Background: Intake of conventionally grown fruits and vegetables (FVs) is an important route of exposure to pesticide residues in the general population. However, whether health risk stemming from exposure to pesticides through diet could offset benefits of consuming FVs is unclear.
Objective: We assessed the association of FV intake, classified according to their pesticide residue status, with total and cause-specific mortality.
Methods: We followed 137,378 women (NHS, 1998-2019, and NHSII, 1999-2019) and 23,502 men (HPFS, 1998-2020) without cardiovascular disease, cancer, or diabetes at baseline. FV intake was assessed using validated food frequency questionnaires and categorized as having high- or low-pesticide-residues using data from the USDA Pesticide Data Program. Cox proportional hazards models were used to estimate hazard ratios (HRs) and 95% confidence intervals (CI) for total and cause-specific mortality associated with high- and low-pesticide-residue FV intake.

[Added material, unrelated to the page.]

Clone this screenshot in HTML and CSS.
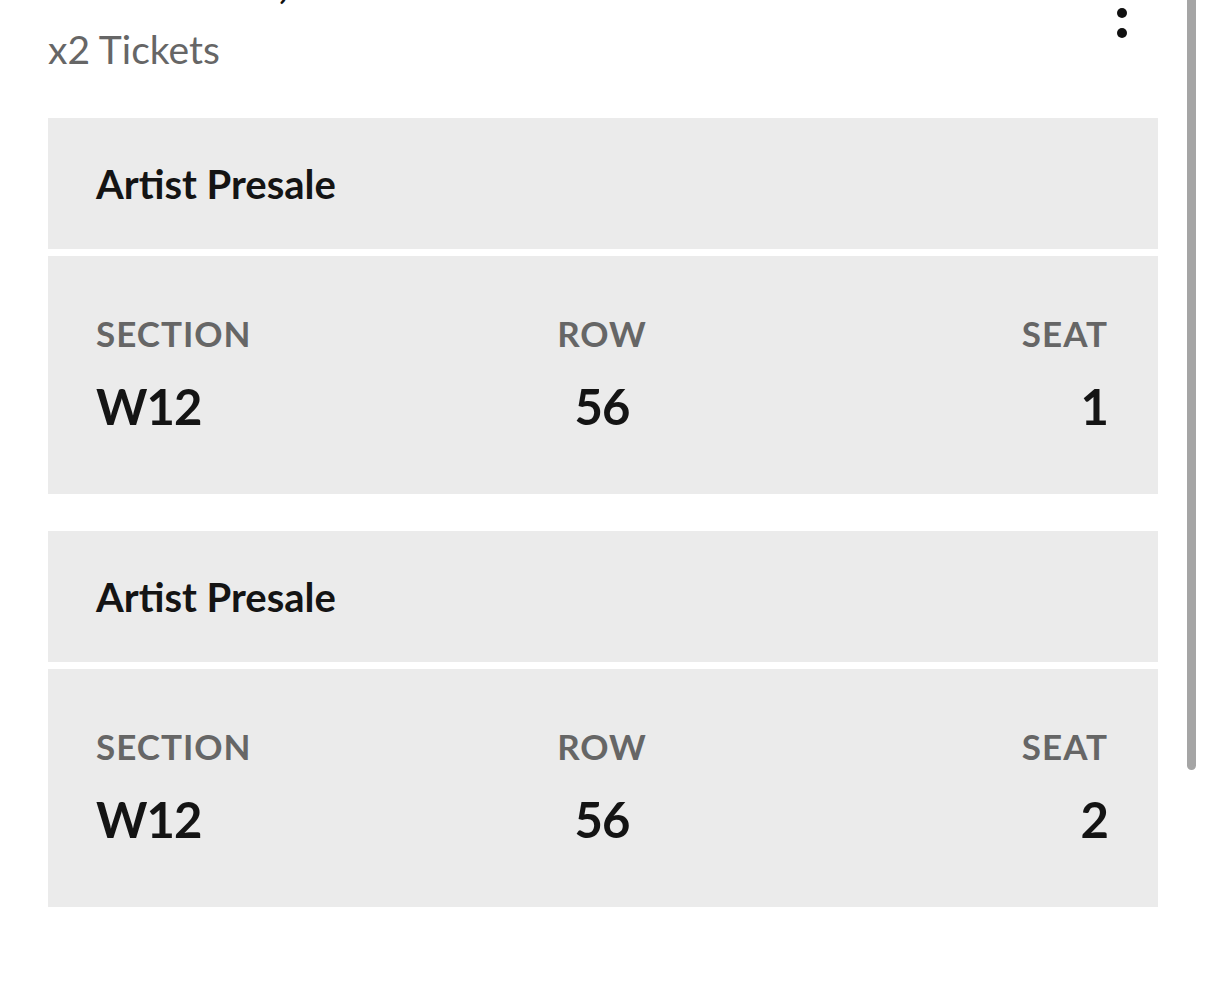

Results: A total of 27,026 deaths, including 4,318 from CVD and 6,426 from cancer, were documented during 3,081,360 person-years of follow-up. In multivariable-adjusted analyses, participants who consumed ≥4 servings/day of low-pesticide-residue FVs had 36% (95% CI: 32%-41%) lower mortality risk compared to participants who consumed <1 serving/day. The corresponding estimate for high-pesticide residue FV intake was 0.93 (95% CI: 0.81-1.07). This pattern was similar across the three most frequent causes of death (cardiovascular disease, cancer and respiratory diseases).
Conclusions: High-pesticide-residue FV intake was unrelated whereas low-pesticide residue FV intake was inversely related to all-cause mortality, suggesting that exposure to pesticide residues through diet may offset the beneficial effect of FV intake on mortality.